Суйкова Екатерина Петровна. Мало кто ее величал по отчеству, а фамилию и вовсе не знали. Тетя Катя и все. Удивительная была старушка. Я не раз видел, как она голыми руками вынимала из печи чугунок с варевом для скотины и несла его остужаться в сенцы. Позднее я поинтересовался у знакомого физика. И он мне растолковал: «пока в чугунке что-то кипит, его можно спокойно брать за нижнюю часть незащищенными руками». Гостеприимству тети Кати не было предела. В ее домике всегда можно было обогреться. Особо знакомых она непременно усаживала за стол. А сколько квасу я у нее выпил в летнюю жару!

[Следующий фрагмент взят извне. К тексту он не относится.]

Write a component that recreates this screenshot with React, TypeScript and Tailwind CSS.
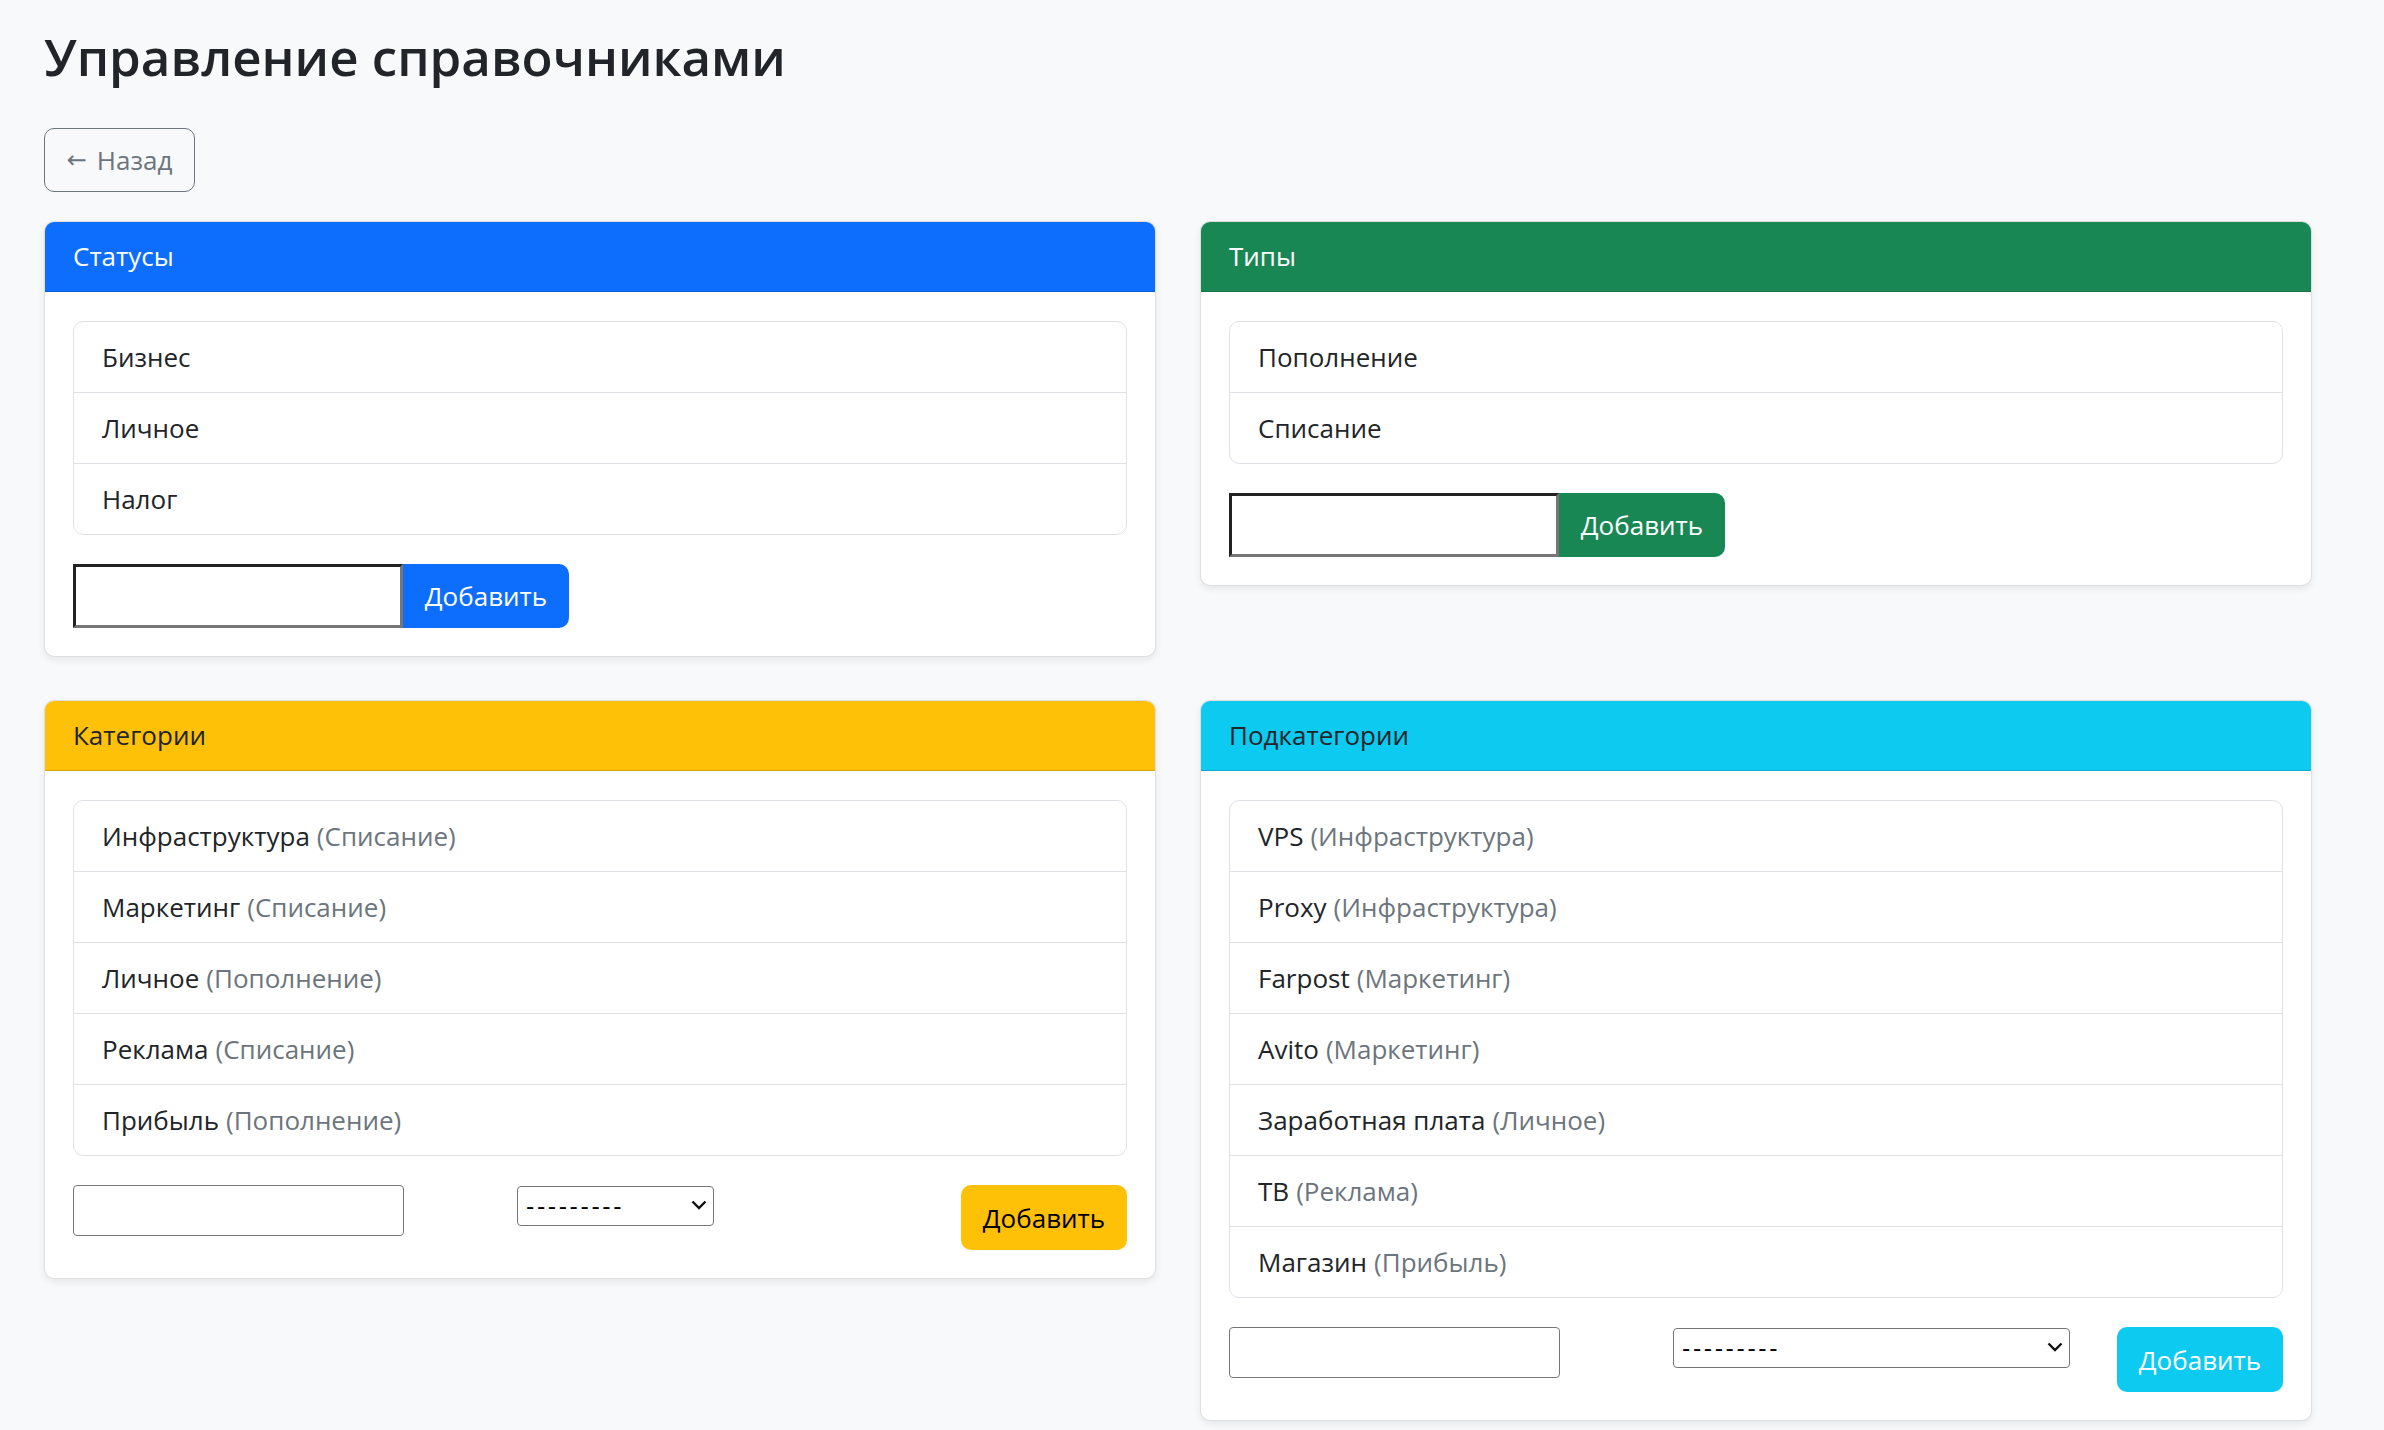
import React from "react";

type Row = { name: string; parent?: string };

const statuses: Row[] = [{ name: "Бизнес" }, { name: "Личное" }, { name: "Налог" }];
const types: Row[] = [{ name: "Пополнение" }, { name: "Списание" }];
const categories: Row[] = [
  { name: "Инфраструктура", parent: "Списание" },
  { name: "Маркетинг", parent: "Списание" },
  { name: "Личное", parent: "Пополнение" },
  { name: "Реклама", parent: "Списание" },
  { name: "Прибыль", parent: "Пополнение" },
];
const subcategories: Row[] = [
  { name: "VPS", parent: "Инфраструктура" },
  { name: "Proxy", parent: "Инфраструктура" },
  { name: "Farpost", parent: "Маркетинг" },
  { name: "Avito", parent: "Маркетинг" },
  { name: "Заработная плата", parent: "Личное" },
  { name: "ТВ", parent: "Реклама" },
  { name: "Магазин", parent: "Прибыль" },
];

function Card({
  title,
  headerClass,
  children,
}: {
  title: string;
  headerClass: string;
  children: React.ReactNode;
}) {
  return (
    <div className="overflow-hidden rounded-[10px] border border-black/[0.125] bg-white shadow-[0_3px_7px_rgba(0,0,0,0.075)]">
      <div className={`flex h-[70px] items-center border-b border-black/[0.15] px-[28px] ${headerClass}`}>
        {title}
      </div>
      <div className="px-[28px] pt-[29px] pb-[28px]">{children}</div>
    </div>
  );
}

function List({ rows }: { rows: Row[] }) {
  return (
    <div className="overflow-hidden rounded-[10px] border border-[#dee2e6]">
      {rows.map((r, i) => (
        <div
          key={r.name + i}
          className={`flex items-center px-[28px] pt-[1px] text-[#212529] ${i > 0 ? "h-[71px] border-t border-[#dee2e6]" : "h-[70px]"}`}
        >
          <span>{r.name}</span>
          {r.parent && <span className="ml-[7px] text-[#6c757d]">({r.parent})</span>}
        </div>
      ))}
    </div>
  );
}

function InlineAdd({ btnClass }: { btnClass: string }) {
  return (
    <div className="mt-[29px] flex h-[64px]">
      <input
        type="text"
        className="h-full w-[330px] border-[3px] border-t-[#222] border-l-[#222] border-r-[#767676] border-b-[#767676] bg-white outline-none"
      />
      <button className={`h-full w-[166px] rounded-r-[10px] pt-[1px] ${btnClass}`}>Добавить</button>
    </div>
  );
}

function Select({ width }: { width: string }) {
  return (
    <div className={`relative h-[40px] ${width}`}>
      <select className="h-full w-full appearance-none rounded-[4px] border border-[#767676] bg-white pl-[8px] font-['DejaVu_Sans',sans-serif] text-[23px] tracking-[2.6px] text-black outline-none">
        <option>---------</option>
      </select>
      <svg
        className="pointer-events-none absolute top-[15px] right-[7px]"
        width="16"
        height="10"
        viewBox="0 0 16 10"
        fill="none"
      >
        <polyline points="1.5,1.5 8,8 14.5,1.5" stroke="#111" strokeWidth="2.4" />
      </svg>
    </div>
  );
}

function FormRow({ selectWidth, btnClass }: { selectWidth: string; btnClass: string }) {
  return (
    <div className="mt-[29px] grid grid-cols-[1fr_1fr_auto] items-start gap-x-[14px]">
      <div>
        <input
          type="text"
          className="h-[51px] w-[331px] rounded-[4px] border border-[#767676] bg-white outline-none"
        />
      </div>
      <div>
        <Select width={selectWidth} />
      </div>
      <button className={`h-[65px] w-[166px] rounded-[10px] pt-[1px] ${btnClass}`}>Добавить</button>
    </div>
  );
}

export default function App() {
  return (
    <div className="min-h-screen bg-[#f8f9fa] px-[44px] pt-[25px] pb-[12px] font-['Open_Sans',sans-serif] text-[26px] text-[#212529]">
      <h1 className="text-[51px] leading-[62px] font-semibold text-[#212529]">Управление справочниками</h1>

      <button className="mt-[41px] flex h-[64px] w-[151px] items-center justify-center rounded-[10px] border border-[#6c757d] text-[26px] text-[#6c757d]">
        <span className="mr-[10px] font-['DejaVu_Sans',sans-serif] text-[24px] leading-none">←</span>
        <span>Назад</span>
      </button>

      <div className="mt-[29px] grid grid-cols-[1112px_1112px] items-start gap-x-[44px] gap-y-[43px]">
        <Card title="Статусы" headerClass="bg-[#0d6efd] text-white">
          <List rows={statuses} />
          <InlineAdd btnClass="bg-[#0d6efd] text-white" />
        </Card>

        <Card title="Типы" headerClass="bg-[#198754] text-white">
          <List rows={types} />
          <InlineAdd btnClass="bg-[#198754] text-white" />
        </Card>

        <Card title="Категории" headerClass="bg-[#ffc107] text-[#212529]">
          <List rows={categories} />
          <FormRow selectWidth="w-[197px]" btnClass="bg-[#ffc107] text-black" />
        </Card>

        <Card title="Подкатегории" headerClass="bg-[#0dcaf0] text-[#212529]">
          <List rows={subcategories} />
          <FormRow selectWidth="w-[397px]" btnClass="bg-[#0dcaf0] text-white" />
        </Card>
      </div>
    </div>
  );
}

Иван Самарин, заведующий пилорамой. Без малого полтора центнера весил дяденька. Жил он в деревне Вилковой и ездил к работе на лошади. Когда он усаживался в повозку, она прогибалась до критического состояния. Подобных тяжеловесов в округе не было.
Михаил Южаков – «король» бензозаправки. Вот времена были: бензин и газвода в одной цене! Мой корреспондентский транспорт он иногда заправлял и за спасибо.
Особо бы хотелось отметить в разделе минипортретов Иосифа Поступинского, Наполеона Буйнова и Лаврентия Зануду. Таких редких имен, как у них, в Кротово больше не было.
Оська Поступинский был у молодежи в авторитете, а кое-кто его и побаивался. Он приходил на сельский стадион, где старшеклассники сдавали стометровку и шутливо предлагал физруку:
– Ставь, Василий Евдокимович, на финишной поллитровку, я с рекордной скоростью прибегу!
Лаврентий Зануда, кузнец. Невысокого роста крепыш, он приходил в спортзал, где мы, 7-8классники, с натугой тягали сорокакилограммовую штангу и, улыбаясь, спрашивал: «Что вы тут поднимаете?» Затем брал наш «рекордный» вес и без особого напряжения несколько раз выжимал его одной рукой.
Володя Зубов, тракторист. Летними вечерами мы, искупавшись за день до десятка раз, ждали его аттракциона, когда он придет на Чухин омут умываться после работы. Разжигая азарт, он неспешно раздевался, тщательно намыливался и бесшумно уходил минуты на 2-3 под воду. Пронырнув без единого всплеска метров тридцать, он оказывался где-нибудь на другом берегу в зарослях кувшинок.